INPUT RECORDS
++++++++++++++++++++

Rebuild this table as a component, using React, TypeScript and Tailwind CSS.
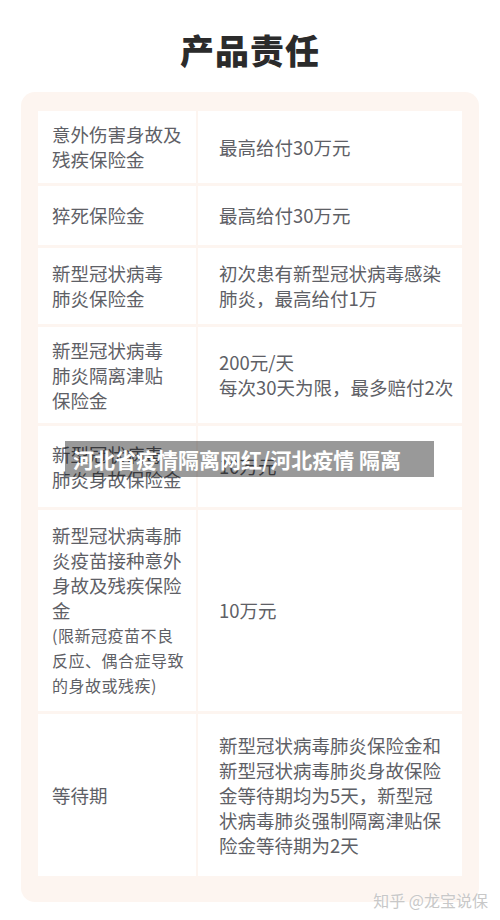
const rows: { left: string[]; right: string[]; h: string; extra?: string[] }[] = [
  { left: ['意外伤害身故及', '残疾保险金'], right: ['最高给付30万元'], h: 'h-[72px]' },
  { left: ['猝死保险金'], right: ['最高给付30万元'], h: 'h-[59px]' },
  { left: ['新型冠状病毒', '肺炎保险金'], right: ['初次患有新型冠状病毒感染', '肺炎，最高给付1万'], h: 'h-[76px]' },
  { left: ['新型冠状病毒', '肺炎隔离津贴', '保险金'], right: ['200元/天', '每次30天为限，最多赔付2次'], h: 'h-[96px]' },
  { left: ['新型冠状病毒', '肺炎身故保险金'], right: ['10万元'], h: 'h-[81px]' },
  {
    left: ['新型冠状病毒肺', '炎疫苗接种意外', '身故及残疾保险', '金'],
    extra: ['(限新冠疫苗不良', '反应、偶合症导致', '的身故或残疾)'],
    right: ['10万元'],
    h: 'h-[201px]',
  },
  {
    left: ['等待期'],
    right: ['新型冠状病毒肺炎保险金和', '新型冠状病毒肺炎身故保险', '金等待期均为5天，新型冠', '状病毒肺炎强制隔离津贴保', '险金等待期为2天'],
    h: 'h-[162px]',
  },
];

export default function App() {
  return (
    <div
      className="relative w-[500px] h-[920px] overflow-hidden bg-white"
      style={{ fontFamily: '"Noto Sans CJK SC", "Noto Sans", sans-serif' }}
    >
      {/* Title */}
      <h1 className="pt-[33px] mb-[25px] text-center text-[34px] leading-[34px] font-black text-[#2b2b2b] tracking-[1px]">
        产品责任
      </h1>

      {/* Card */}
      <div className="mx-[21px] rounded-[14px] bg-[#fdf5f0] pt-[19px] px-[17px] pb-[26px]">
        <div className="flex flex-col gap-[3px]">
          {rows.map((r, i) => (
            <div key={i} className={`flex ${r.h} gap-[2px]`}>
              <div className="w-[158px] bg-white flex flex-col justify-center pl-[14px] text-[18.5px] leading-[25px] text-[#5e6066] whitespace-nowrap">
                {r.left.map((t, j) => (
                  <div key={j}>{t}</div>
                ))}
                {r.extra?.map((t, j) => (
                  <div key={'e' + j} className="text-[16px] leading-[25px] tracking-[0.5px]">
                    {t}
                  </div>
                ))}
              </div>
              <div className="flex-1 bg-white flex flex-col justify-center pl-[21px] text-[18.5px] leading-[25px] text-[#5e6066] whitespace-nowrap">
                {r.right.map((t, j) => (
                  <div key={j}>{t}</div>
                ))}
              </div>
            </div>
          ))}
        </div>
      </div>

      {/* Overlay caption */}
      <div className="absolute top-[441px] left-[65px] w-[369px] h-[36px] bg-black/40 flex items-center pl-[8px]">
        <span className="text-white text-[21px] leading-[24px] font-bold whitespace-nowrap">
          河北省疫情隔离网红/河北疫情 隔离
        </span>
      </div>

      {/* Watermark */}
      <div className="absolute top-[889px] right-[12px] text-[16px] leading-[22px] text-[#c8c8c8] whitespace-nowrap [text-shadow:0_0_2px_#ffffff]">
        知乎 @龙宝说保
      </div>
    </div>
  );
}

++++++++++++++++++++

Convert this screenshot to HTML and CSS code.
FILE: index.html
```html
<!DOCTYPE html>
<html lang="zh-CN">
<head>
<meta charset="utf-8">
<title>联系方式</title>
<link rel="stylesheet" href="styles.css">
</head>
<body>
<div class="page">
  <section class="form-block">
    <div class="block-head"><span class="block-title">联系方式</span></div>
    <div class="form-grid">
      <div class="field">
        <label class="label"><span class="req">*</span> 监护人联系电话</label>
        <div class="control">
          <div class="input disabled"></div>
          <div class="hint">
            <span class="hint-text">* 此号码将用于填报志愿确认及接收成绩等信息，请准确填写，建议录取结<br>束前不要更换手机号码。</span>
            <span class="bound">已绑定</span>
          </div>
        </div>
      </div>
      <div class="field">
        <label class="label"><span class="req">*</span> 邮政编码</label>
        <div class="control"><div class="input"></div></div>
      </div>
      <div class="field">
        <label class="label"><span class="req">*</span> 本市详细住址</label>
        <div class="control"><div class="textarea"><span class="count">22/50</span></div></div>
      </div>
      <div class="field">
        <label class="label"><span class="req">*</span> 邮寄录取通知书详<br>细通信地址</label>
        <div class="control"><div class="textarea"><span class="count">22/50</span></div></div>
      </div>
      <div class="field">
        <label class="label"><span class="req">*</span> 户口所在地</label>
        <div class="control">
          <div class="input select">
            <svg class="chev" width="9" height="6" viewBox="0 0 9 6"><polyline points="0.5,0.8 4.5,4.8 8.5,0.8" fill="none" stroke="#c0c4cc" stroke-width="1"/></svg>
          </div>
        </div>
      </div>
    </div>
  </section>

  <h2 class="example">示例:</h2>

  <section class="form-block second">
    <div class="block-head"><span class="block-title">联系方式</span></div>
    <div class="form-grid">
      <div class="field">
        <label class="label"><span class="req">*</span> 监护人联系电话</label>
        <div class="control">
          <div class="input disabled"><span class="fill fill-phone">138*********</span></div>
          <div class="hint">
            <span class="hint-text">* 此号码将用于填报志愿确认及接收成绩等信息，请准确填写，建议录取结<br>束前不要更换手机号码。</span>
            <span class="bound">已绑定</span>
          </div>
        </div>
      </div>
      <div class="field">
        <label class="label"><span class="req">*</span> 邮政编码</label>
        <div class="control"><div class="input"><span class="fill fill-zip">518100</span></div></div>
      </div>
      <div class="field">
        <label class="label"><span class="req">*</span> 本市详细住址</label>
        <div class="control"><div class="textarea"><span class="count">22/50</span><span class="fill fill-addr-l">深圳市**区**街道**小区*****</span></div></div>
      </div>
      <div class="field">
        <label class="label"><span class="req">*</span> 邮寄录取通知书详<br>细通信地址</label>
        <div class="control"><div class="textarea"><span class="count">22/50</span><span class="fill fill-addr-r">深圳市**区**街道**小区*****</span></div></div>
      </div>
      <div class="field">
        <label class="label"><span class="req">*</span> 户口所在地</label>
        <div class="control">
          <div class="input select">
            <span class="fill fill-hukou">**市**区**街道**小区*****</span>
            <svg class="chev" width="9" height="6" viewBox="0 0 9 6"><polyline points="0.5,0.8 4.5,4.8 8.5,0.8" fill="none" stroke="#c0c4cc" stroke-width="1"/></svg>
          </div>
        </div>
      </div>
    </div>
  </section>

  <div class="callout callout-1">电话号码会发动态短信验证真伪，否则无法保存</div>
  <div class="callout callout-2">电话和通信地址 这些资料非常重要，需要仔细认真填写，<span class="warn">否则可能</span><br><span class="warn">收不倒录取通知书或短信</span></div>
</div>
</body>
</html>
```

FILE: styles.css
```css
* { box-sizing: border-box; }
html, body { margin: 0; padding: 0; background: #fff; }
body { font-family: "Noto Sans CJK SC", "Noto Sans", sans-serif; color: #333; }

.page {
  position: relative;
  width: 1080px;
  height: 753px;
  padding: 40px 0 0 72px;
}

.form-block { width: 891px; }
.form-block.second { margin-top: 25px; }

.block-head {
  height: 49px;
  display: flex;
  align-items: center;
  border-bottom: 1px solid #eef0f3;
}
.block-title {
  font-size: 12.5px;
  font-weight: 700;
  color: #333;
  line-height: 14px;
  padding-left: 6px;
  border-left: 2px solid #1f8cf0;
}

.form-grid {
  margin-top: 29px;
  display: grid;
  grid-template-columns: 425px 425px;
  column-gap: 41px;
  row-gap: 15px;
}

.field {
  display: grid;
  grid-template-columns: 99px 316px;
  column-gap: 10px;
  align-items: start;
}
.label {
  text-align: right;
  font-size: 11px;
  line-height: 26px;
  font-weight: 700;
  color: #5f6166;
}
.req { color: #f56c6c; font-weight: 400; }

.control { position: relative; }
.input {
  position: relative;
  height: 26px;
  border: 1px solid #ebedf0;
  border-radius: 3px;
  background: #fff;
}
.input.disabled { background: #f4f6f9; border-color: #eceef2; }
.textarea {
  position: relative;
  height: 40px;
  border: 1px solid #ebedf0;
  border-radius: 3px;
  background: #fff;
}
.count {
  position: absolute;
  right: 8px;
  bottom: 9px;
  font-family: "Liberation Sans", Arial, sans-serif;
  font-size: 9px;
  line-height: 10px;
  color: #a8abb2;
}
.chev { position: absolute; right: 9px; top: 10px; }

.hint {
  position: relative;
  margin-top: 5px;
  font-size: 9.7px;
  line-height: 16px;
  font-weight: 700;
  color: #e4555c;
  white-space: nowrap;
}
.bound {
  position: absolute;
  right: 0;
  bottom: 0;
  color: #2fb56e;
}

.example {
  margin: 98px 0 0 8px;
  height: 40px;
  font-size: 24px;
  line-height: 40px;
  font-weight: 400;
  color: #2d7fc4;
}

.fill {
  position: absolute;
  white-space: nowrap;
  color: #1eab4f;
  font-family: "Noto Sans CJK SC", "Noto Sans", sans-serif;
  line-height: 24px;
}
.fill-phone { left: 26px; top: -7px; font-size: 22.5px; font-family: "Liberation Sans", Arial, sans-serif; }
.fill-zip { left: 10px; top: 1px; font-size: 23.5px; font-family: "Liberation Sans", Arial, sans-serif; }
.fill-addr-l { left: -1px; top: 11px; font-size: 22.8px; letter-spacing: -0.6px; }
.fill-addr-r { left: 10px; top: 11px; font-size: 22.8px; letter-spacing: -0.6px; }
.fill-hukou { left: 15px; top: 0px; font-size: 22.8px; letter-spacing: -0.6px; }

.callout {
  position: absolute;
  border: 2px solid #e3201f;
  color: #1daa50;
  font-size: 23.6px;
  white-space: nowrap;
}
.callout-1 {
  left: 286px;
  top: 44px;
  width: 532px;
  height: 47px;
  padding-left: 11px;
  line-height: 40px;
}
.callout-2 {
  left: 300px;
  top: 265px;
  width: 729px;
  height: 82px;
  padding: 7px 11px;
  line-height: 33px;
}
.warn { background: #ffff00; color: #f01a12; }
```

++++++++++++++++++++

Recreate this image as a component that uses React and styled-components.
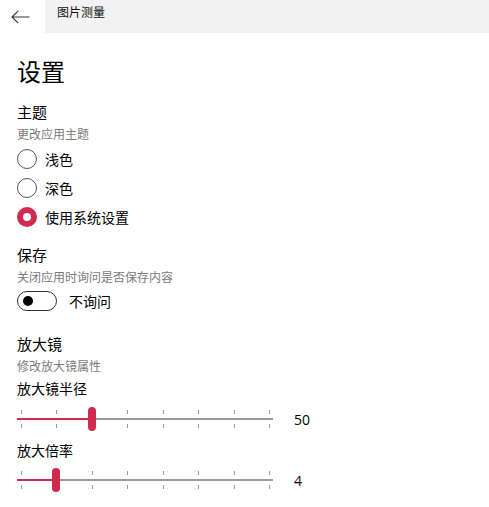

++++++++++++++++++++

WRITTEN PROBLEM
Gather each line of the records holding the string "component".

ANSWER FOR THIS EXERCISE
Rebuild this table as a component, using React, TypeScript and Tailwind CSS.
Recreate this image as a component that uses React and styled-components.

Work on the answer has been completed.